In April, US Citizenship and Immigration Services issued a memo clarifying that engaging in cannabis-related activities, even if legal under local policy, means they do not have “good moral character” and are therefore unfit for citizenship.

“No one should have to worry about being denied naturalization for working in their state’s legal cannabis industry,” Warren said in a statement. “Our bipartisan bill would ensure that outdated federal cannabis laws don’t block the pathway to citizenship for those seeking it through naturalization.”

“Under current law, individuals are deemed to lack ‘good moral character’ and denied American citizenship due to their work in the legal cannabis industry in states like Colorado and Massachusetts. This has to stop,” Gardner added. “Currently 95 percent of Americans are living in states with laws allowing some form of cannabis. The dramatically expanded cannabis industry presents real challenges for our nation, and I’m proud to be working with Senator Warren to address these issues.”

The second new bill says that the Department of Veterans Affairs “may not use the fact that [a veteran’s] income is derived, in whole or in part, from working in the marijuana industry as a factor in determining whether to guarantee, issue, or make a housing loan.”


That would overturn a current VA policy that denies home loan applications to military veterans work at cannabis businesses, even when they are complying with state laws.

The House of Representatives approved an amendment in July to shield veterans who work in the cannabis industry from such punishment, but it was dropped in negotiations with the Senate on a large-scale military bill last week.
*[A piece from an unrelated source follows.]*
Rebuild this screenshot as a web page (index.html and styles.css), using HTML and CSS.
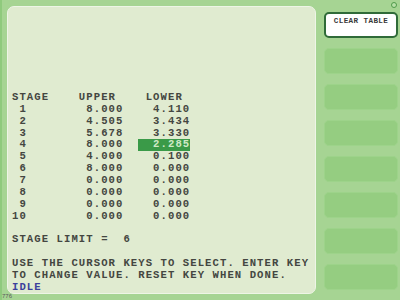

“Veterans have sacrificed so much for this country, but our outdated federal marijuana laws prevent many veterans from getting the loans they need to buy homes,” Warren said. “Our bipartisan bill would ensure that veterans who work in their state’s legal cannabis industry can access VA home loans and realize the dream of homeownership.”

“The citizens of Colorado led the nation in adopting a new approach to cannabis, and our state’s veterans have fought for our country all over the world," Gardner said. "It’s disgraceful that a veteran can be denied a benefit they earned serving our country because they have a job in a legitimate cannabis business. Unfortunately this isn’t the only policy failure due to conflicting state and federal marijuana laws. This is another example in the long list of reasons to pass the STATES Act, which Senator Warren and I introduced to respect the will of the people and take the states’ rights approach to legal cannabis.”


A companion bill is also being filed in the House by US Representatives Katherine Clark and Jenniffer González-Colón.

Clark, who also authored the House-passed amendment on the topic, said that the "VA needs to catch up with the times and recognize the growing role of the cannabis economy in our country."

“Our veterans shouldn’t be penalized or denied the benefits they have earned because they live and work in a state where marijuana is legal," she said. "We owe it to them to ensure that they can build their lives and pursue their dreams after their service, and that includes the dream of homeownership.”

Warren and Gardner previously cosponsored broader legislation to exempt state-legal marijuana activity from federal enforcement. That bill, the Strengthening the Tenth Amendment Through Entrusting States (STATES) Act, earned praised from President Trump but so far has not been scheduled for a hearing or a vote in the GOP-controlled Senate.

It’s unclear if the new, more-targeted and modest veteran-and-immigration bills from the duo are an indication they believe their more far-reaching legislation doesn’t stand a chance of moving in the 116th Congress or if they just want to bring greater focus to particularly vulnerable populations harmed by current federal marijuana policy as a way of earning attention and support from other senators who might not otherwise consider the issue.